What does it all mean? One of the first things we learn about Yishmael is that God hears his cries when he is about to die in the desert, "ba-asher hu sham," as he is in that time and place. Whatever he may become in the future has no relevance for when he was in the desert about to die, he was a zaddik and God took cognizance of him and enabled Hagar to find water for him. Perhaps this is how we should treat those whom we have had a falling out. Perhaps we have to forgive past slights and perhaps even anticipated slights and deal with people as they are, in the moment. Perhaps a forgiving attitude will lead to a more positive relationship. We can only hope.

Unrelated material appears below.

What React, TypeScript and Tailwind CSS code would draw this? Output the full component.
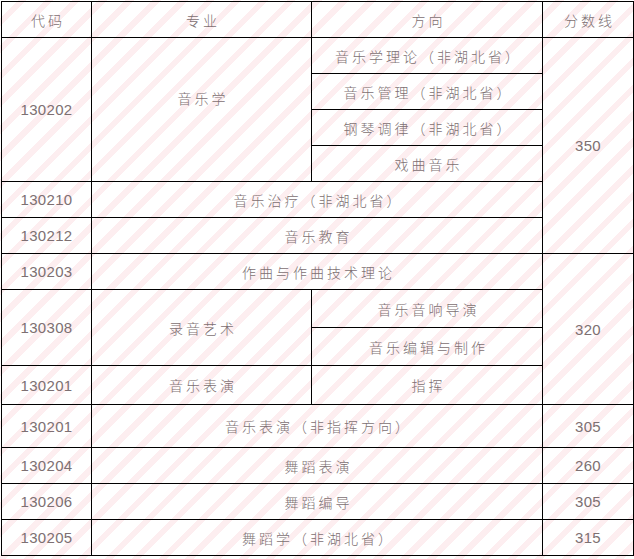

Wednesday, December 16, 2009

Birthdays are for Pharaoh

Chanukah and Parashas Vayeshev (about Yosef's imprisonment in Egypt) are a bittersweet time for us at Old Broadway. Rabbi Kret's birthday was on the fifth night of Chanukah (or as he said it the fifth likhtl) and this was also the yarhzeit of the mother of our VP, Jonathan. One year, when Rabbi Kret was already in his late 80s, we had a party or a kiddush on the fifth day of Chanukah, and this party was in honor of Rabbi Kret. He spoke from the bimah and said, with some embarrassment, that Jews don't celebrate birthdays. After all, the only person who has a birthday party in the Torah is Pharaoh (in Parashas Vayeshev. And what does the Pharaoh do to celebrate - he frees one person and executes another). Nevertheless, Rabbi Kret was pleased that a party was made for him by the shul and said that despite the fact that it wasn't really a Jewish tradition, all the congregation was invited anyway.

Monday, December 7, 2009

When Avraham Avinu Visited

A year or two ago, when Chaim L was in, visiting from Israel, he told an unsual story. He recalled from his childhood in the shul, that on Friday nights it was sometimes difficult to make a minyan. Often the eight or nine men who were there would have to wait a while before the tenth showed up. On just such a night, Rabbi Kret, ztz"l explained that if a minyan is worthy, HaKadosh Baruch Hu Himself will send Avraham Avinu to make the minyan. Soon afterwards, it was a Friday night and nine men were waiting for the tenth for the minyan. It was getting late, it was raining and it was cold outside. All of a sudden, the front door opened, and a tall, thin Jew with a long gray beard walked into the vestibule. He asked Rabbi Kret where he could sit, and was directed to the front. Surprisingly, the man stepped up onto the bimah and sat down in the high backed velvet chair to the left of the aron. The man had such an austere look and a dignified face that nobody bothered to tell him that he was sitting in the president's chair. After the davenning ended, and everybody started to prepare themselves to go back out into the cold, someone asked the tall, elderly man where he lived, and, inexplicably, he pointed to the north. This didn't make sense because the nearest Jewish community to the north was several miles away. Was he really coming from that direction? After the man left, Chaim said that the congregants discussed who he was, and came to the conclusion that he must have been Avraham Avinu.